## START Data extract
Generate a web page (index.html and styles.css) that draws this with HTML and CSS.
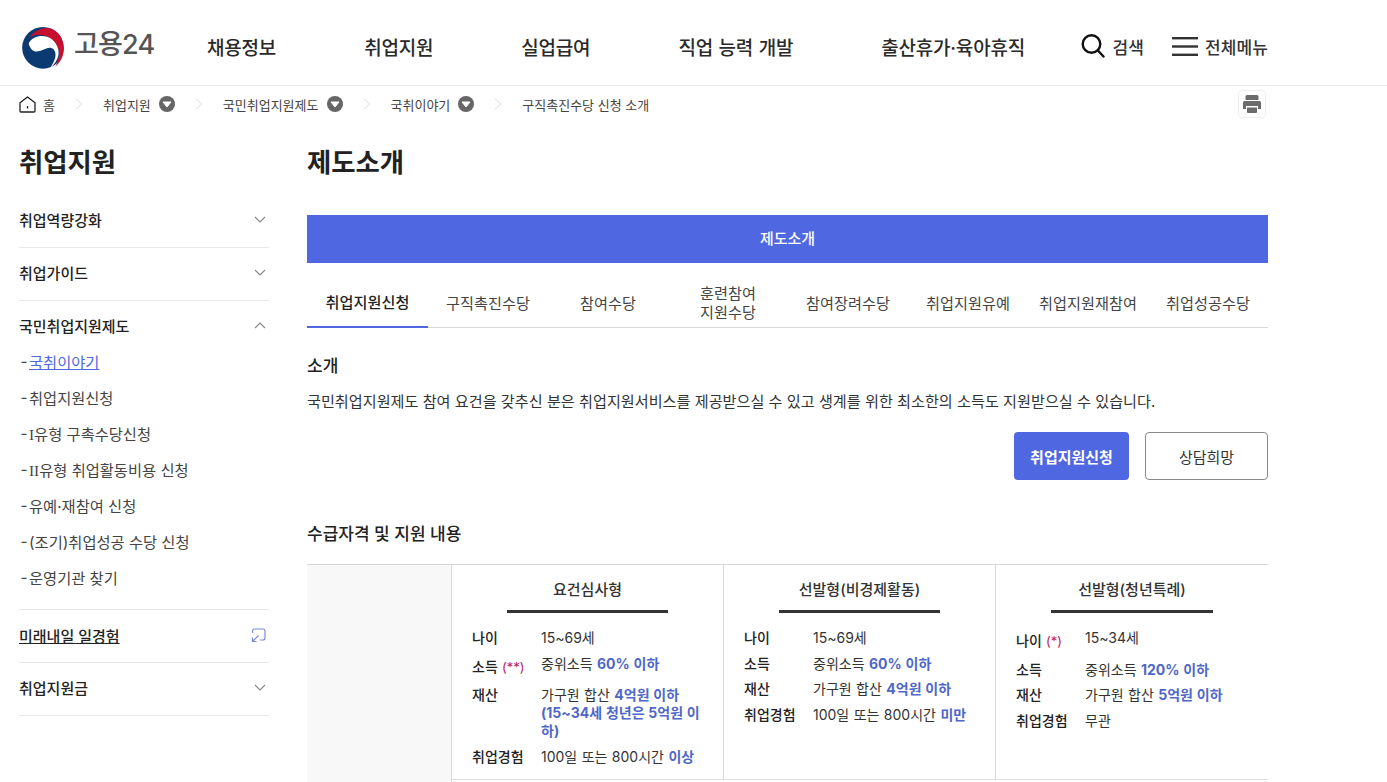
FILE: index.html
```html
<!DOCTYPE html>
<html lang="ko">
<head>
<meta charset="utf-8">
<title>제도소개 - 고용24</title>
<link rel="stylesheet" href="styles.css">
</head>
<body>
<header class="header">
  <a class="logo">
    <svg class="logo-mark" viewBox="22 23 126 127" width="42" height="42">
      <circle cx="85" cy="86" r="63" fill="#0b3a72"/>
      <path d="M112 26C136 36 148 62 148 88C148 112 134 136 108 148L150 150V26Z" fill="#fff"/>
      <path d="M44 54C62 32 88 23 106 27C132 35 148 60 148 88C148 110 138 130 122 143C134 122 138 100 128 80C114 52 75 36 44 54Z" fill="#c8102e"/>
      <path d="M42 72C55 48 90 44 112 60C130 75 138 100 128 120C122 132 116 140 107 146C122 125 128 105 118 92C108 80 95 88 85 92C72 98 58 100 50 90C46 84 42 78 42 72Z" fill="#fff"/>
    </svg>
    <span class="logo-text">고용24</span>
  </a>
  <nav class="gnb">
    <a>채용정보</a><a>취업지원</a><a>실업급여</a><a>직업 능력 개발</a><a>출산휴가·육아휴직</a>
  </nav>
  <div class="util">
    <a class="util-link search-link">
      <svg width="24" height="24" viewBox="0 0 24 24" fill="none" stroke="#111" stroke-width="2.400"><circle cx="10.500" cy="10" r="8.800"/><path d="M17 16.500L22.500 22.500" stroke-linecap="round"/></svg>
      <span>검색</span>
    </a>
    <a class="util-link menu-link">
      <svg width="26" height="19" viewBox="0 0 26 19" fill="#333"><rect y="0" width="26" height="2.400"/><rect y="8.300" width="26" height="2.400"/><rect y="16.600" width="26" height="2.400"/></svg>
      <span>전체메뉴</span>
    </a>
  </div>
</header>

<div class="crumbs">
  <svg class="home" width="17" height="17" viewBox="0 0 17 17" fill="none" stroke="#222" stroke-width="1.300"><path d="M1 6.800L8.500 1L16 6.800V15a1 1 0 0 1-1 1H2a1 1 0 0 1-1-1Z" stroke-linejoin="round"/><path d="M8.500 10v2.500"/></svg>
  <span class="crumb home-label">홈</span>
  <svg class="sep" width="8" height="12" viewBox="0 0 8 12" fill="none" stroke="#ddd"><path d="M1 1l6 5-6 5"/></svg>
  <span class="crumb">취업지원</span>
  <svg class="drop" width="16" height="16" viewBox="0 0 16 16"><circle cx="8" cy="8" r="8" fill="#666"/><path d="M4 6h8l-4 5z" fill="#fff" stroke="#fff" stroke-linejoin="round"/></svg>
  <svg class="sep" width="8" height="12" viewBox="0 0 8 12" fill="none" stroke="#ddd"><path d="M1 1l6 5-6 5"/></svg>
  <span class="crumb">국민취업지원제도</span>
  <svg class="drop" width="16" height="16" viewBox="0 0 16 16"><circle cx="8" cy="8" r="8" fill="#666"/><path d="M4 6h8l-4 5z" fill="#fff" stroke="#fff" stroke-linejoin="round"/></svg>
  <svg class="sep" width="8" height="12" viewBox="0 0 8 12" fill="none" stroke="#ddd"><path d="M1 1l6 5-6 5"/></svg>
  <span class="crumb">국취이야기</span>
  <svg class="drop" width="16" height="16" viewBox="0 0 16 16"><circle cx="8" cy="8" r="8" fill="#666"/><path d="M4 6h8l-4 5z" fill="#fff" stroke="#fff" stroke-linejoin="round"/></svg>
  <svg class="sep" width="8" height="12" viewBox="0 0 8 12" fill="none" stroke="#ddd"><path d="M1 1l6 5-6 5"/></svg>
  <span class="crumb">구직촉진수당 신청 소개</span>
  <button class="print" aria-label="인쇄">
    <svg width="20" height="20" viewBox="0 0 20 20" fill="#6b6b6b"><path d="M5 1h10a1.500 1.500 0 0 1 1.500 1.500V6h-13V2.500A1.500 1.500 0 0 1 5 1Z"/><path d="M2.500 7h15A1.500 1.500 0 0 1 19 8.500V15h-3v-3H4v3H1V8.500A1.500 1.500 0 0 1 2.500 7Z"/><path d="M5 13.500h10V18a1 1 0 0 1-1 1H6a1 1 0 0 1-1-1Z"/></svg>
  </button>
</div>

<div class="layout">
  <aside class="side">
    <h2 class="side-title">취업지원</h2>
    <div class="side-group"><b>취업역량강화</b><svg class="chev" width="12" height="7" viewBox="0 0 12 7" fill="none" stroke="#888" stroke-width="1.200"><path d="M1 1l5 5 5-5"/></svg></div>
    <div class="side-group"><b>취업가이드</b><svg class="chev" width="12" height="7" viewBox="0 0 12 7" fill="none" stroke="#888" stroke-width="1.200"><path d="M1 1l5 5 5-5"/></svg></div>
    <div class="side-open">
      <div class="side-group plain"><b>국민취업지원제도</b><svg class="chev" width="12" height="7" viewBox="0 0 12 7" fill="none" stroke="#888" stroke-width="1.200"><path d="M1 6l5-5 5 5"/></svg></div>
      <ul class="sub">
        <li><a class="current">국취이야기</a></li>
        <li><a>취업지원신청</a></li>
        <li><a><span class="numeral">I</span>유형 구촉수당신청</a></li>
        <li><a><span class="numeral">II</span>유형 취업활동비용 신청</a></li>
        <li><a>유예·재참여 신청</a></li>
        <li><a>(조기)취업성공 수당 신청</a></li>
        <li><a>운영기관 찾기</a></li>
      </ul>
    </div>
    <div class="side-group low"><b class="ul">미래내일 일경험</b><svg class="ext" width="15" height="15" viewBox="0 0 15 15" fill="none" stroke="#7f88d8" stroke-width="1.200"><path d="M1.500 5V3a2 2 0 0 1 2-2h8.500a2 2 0 0 1 2 2v7a2 2 0 0 1-2 2H9"/><path d="M7.500 7.500L1.500 13.500M1.500 9.500v4h4"/></svg></div>
    <div class="side-group last"><b>취업지원금</b><svg class="chev" width="12" height="7" viewBox="0 0 12 7" fill="none" stroke="#888" stroke-width="1.200"><path d="M1 1l5 5 5-5"/></svg></div>
  </aside>

  <main class="main">
    <h1 class="page-title">제도소개</h1>
    <div class="banner">제도소개</div>
    <div class="tabs">
      <a class="tab active">취업지원신청</a>
      <a class="tab">구직촉진수당</a>
      <a class="tab">참여수당</a>
      <a class="tab">훈련참여<br>지원수당</a>
      <a class="tab">참여장려수당</a>
      <a class="tab">취업지원유예</a>
      <a class="tab">취업지원재참여</a>
      <a class="tab">취업성공수당</a>
    </div>
    <h3 class="sec-title intro">소개</h3>
    <p class="lead">국민취업지원제도 참여 요건을 갖추신 분은 취업지원서비스를 제공받으실 수 있고 생계를 위한 최소한의 소득도 지원받으실 수 있습니다.</p>
    <div class="actions">
      <a class="btn primary">취업지원신청</a>
      <a class="btn outline">상담희망</a>
    </div>
    <h3 class="sec-title qualify">수급자격 및 지원 내용</h3>
    <div class="table">
      <div class="cell blank"></div>
      <div class="cell">
        <div class="col-head">요건심사형</div>
        <dl class="facts">
          <dt>나이</dt><dd>15~69세</dd>
          <dt class="tall">소득 <em>(**)</em></dt><dd>중위소득 <strong>60% 이하</strong></dd>
          <dt>재산</dt><dd>가구원 합산 <strong>4억원 이하<br>(15~34세 청년은 5억원 이하)</strong></dd>
          <dt>취업경험</dt><dd>100일 또는 800시간 <strong>이상</strong></dd>
        </dl>
      </div>
      <div class="cell">
        <div class="col-head">선발형(비경제활동)</div>
        <dl class="facts">
          <dt>나이</dt><dd>15~69세</dd>
          <dt>소득</dt><dd>중위소득 <strong>60% 이하</strong></dd>
          <dt>재산</dt><dd>가구원 합산 <strong>4억원 이하</strong></dd>
          <dt>취업경험</dt><dd>100일 또는 800시간 <strong>미만</strong></dd>
        </dl>
      </div>
      <div class="cell">
        <div class="col-head">선발형(청년특례)</div>
        <dl class="facts">
          <dt class="tall">나이 <em>(*)</em></dt><dd>15~34세</dd>
          <dt>소득</dt><dd>중위소득 <strong>120% 이하</strong></dd>
          <dt>재산</dt><dd>가구원 합산 <strong>5억원 이하</strong></dd>
          <dt>취업경험</dt><dd>무관</dd>
        </dl>
      </div>
    </div>
  </main>
</div>
</body>
</html>
```

FILE: styles.css
```css
* { box-sizing: border-box; }
html, body { margin: 0; height: 782px; overflow: hidden; background: #fff; }
body { font-family: Inter, "Noto Sans CJK KR", "Noto Sans", sans-serif; color: #222; font-size: 14px; }
a { color: inherit; text-decoration: none; }

.header { height: 86px; border-bottom: 1px solid #e8e8e8; padding: 7px 119px 0 22px; display: flex; align-items: center; }
.logo { display: flex; align-items: center; gap: 10px; width: 185px; }
.logo-mark { display: block; margin-top: 4px; }
.logo-text { font-size: 27px; font-weight: 500; color: #555; letter-spacing: -0.8px; line-height: 1; margin-bottom: 4px; }
.gnb { display: flex; gap: 88px; font-size: 19px; font-weight: 500; color: #2a2a2a; letter-spacing: -0.2px; word-spacing: 0.7px; }
.util { margin-left: auto; display: flex; align-items: center; gap: 28px; }
.util-link { display: flex; align-items: center; font-size: 17px; font-weight: 500; color: #333; letter-spacing: 0.1px; }
.search-link { gap: 8px; }
.menu-link { gap: 7px; }

.crumbs { height: 38px; display: flex; align-items: center; padding: 0 121px 2px 19px; font-size: 13px; color: #444; }
.home { margin-right: 7px; }
.crumb { white-space: nowrap; }
.sep { margin: 0 20px; }
.drop { margin-left: 8px; }
.print { margin-left: auto; width: 28px; height: 28px; padding: 0; display: flex; align-items: center; justify-content: center; background: #fff; border: 1px solid #eee; border-radius: 4px; }

.layout { display: flex; padding: 0 119px 0 19px; gap: 38px; }
.side { width: 250px; flex: none; }
.side-title { margin: 14px 0 9px; font-size: 26.400px; font-weight: 700; line-height: 48px; color: #222; height: 48px; }
.side-group { height: 53px; padding: 0 3px 4px 0; display: flex; align-items: center; justify-content: space-between; border-bottom: 1px solid #e8e8e8; font-size: 15px; }
.side-group.low { padding-bottom: 2px; }
.side-group.last { padding-bottom: 4px; }
.side-group b { font-weight: 500; color: #222; }
.side-group .ul { text-decoration: underline; }
.side-group.plain { border-bottom: 0; }
.side-open { border-bottom: 1px solid #e8e8e8; padding-bottom: 14px; }
.sub { list-style: none; margin: -11px 0 0; padding: 0; font-size: 15.300px; color: #444; }
.sub li { height: 36px; display: flex; align-items: center; }
.sub li::before { content: "-"; width: 10px; text-align: center; }
.sub .current { color: #4f67e0; text-decoration: underline; }
.numeral { font-family: "Liberation Serif", serif; }

.main { width: 961px; flex: none; }
.page-title { margin: 14px 0 0; height: 48px; line-height: 48px; font-size: 26.400px; font-weight: 700; color: #222; }
.banner { margin-top: 29px; height: 48px; padding-bottom: 3px; background: #4f67e0; color: #fff; font-size: 15px; font-weight: 500; display: flex; align-items: center; justify-content: center; }
.tabs { display: grid; grid-template-columns: 121px repeat(7, 1fr); border-bottom: 1px solid #d8d8d8; height: 65px; }
.tab { display: flex; align-items: center; justify-content: center; text-align: center; font-size: 15.200px; line-height: 19px; color: #444; padding-top: 15px; height: 65px; }
.tab.active { color: #222; font-weight: 500; border-bottom: 2px solid #4f67e0; }
.sec-title { margin: 0; font-size: 17px; font-weight: 500; color: #222; line-height: 24px; }
.sec-title.intro { margin-top: 26px; }
.lead { margin: 12px 0 0; font-size: 15.150px; line-height: 24px; color: #333; }
.actions { display: flex; justify-content: flex-end; gap: 16px; margin-top: 18px; }
.btn { height: 48px; display: flex; align-items: center; justify-content: center; border-radius: 4px; font-size: 15px; }
.btn.primary { width: 115px; background: #4f67e0; color: #fff; font-weight: 700; }
.btn.outline { width: 123px; border: 1px solid #888; color: #333; }
.sec-title.qualify { margin-top: 42px; }

.table { margin-top: 18px; display: grid; grid-template-columns: 145px 272px 272px 272px; align-items: start; border-top: 1px solid #d8d8d8; }
.cell { height: 215px; border-right: 1px solid #d8d8e0; border-bottom: 1px solid #dde; padding: 0 20px; }
.cell:last-child { border-right: 0; }
.cell.blank { height: 240px; background: #f8f8f8; border-bottom: 0; }
.col-head { margin: 12px 35px 0; height: 36px; text-align: center; font-size: 15px; font-weight: 500; color: #333; line-height: 26px; border-bottom: 3px solid #333; white-space: nowrap; }
.facts { margin: 16px 0 0; display: grid; grid-template-columns: 69px 1fr; row-gap: 7.500px; font-size: 14px; line-height: 18px; color: #333; word-spacing: 0.5px; }
.facts dt { font-weight: 500; color: #222; }
.facts dt.tall { line-height: 24px; }
.facts dd { margin: 0; }
.facts strong { color: #4f67c8; font-weight: 700; }
.facts em { font-style: normal; font-weight: 400; color: #c2185b; font-size: 13px; }
```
## END Data extract
_Job_
Gather each line in the data that holds the string "index".

_Exercise output_
Generate a web page (index.html and styles.css) that draws this with HTML and CSS.
FILE: index.html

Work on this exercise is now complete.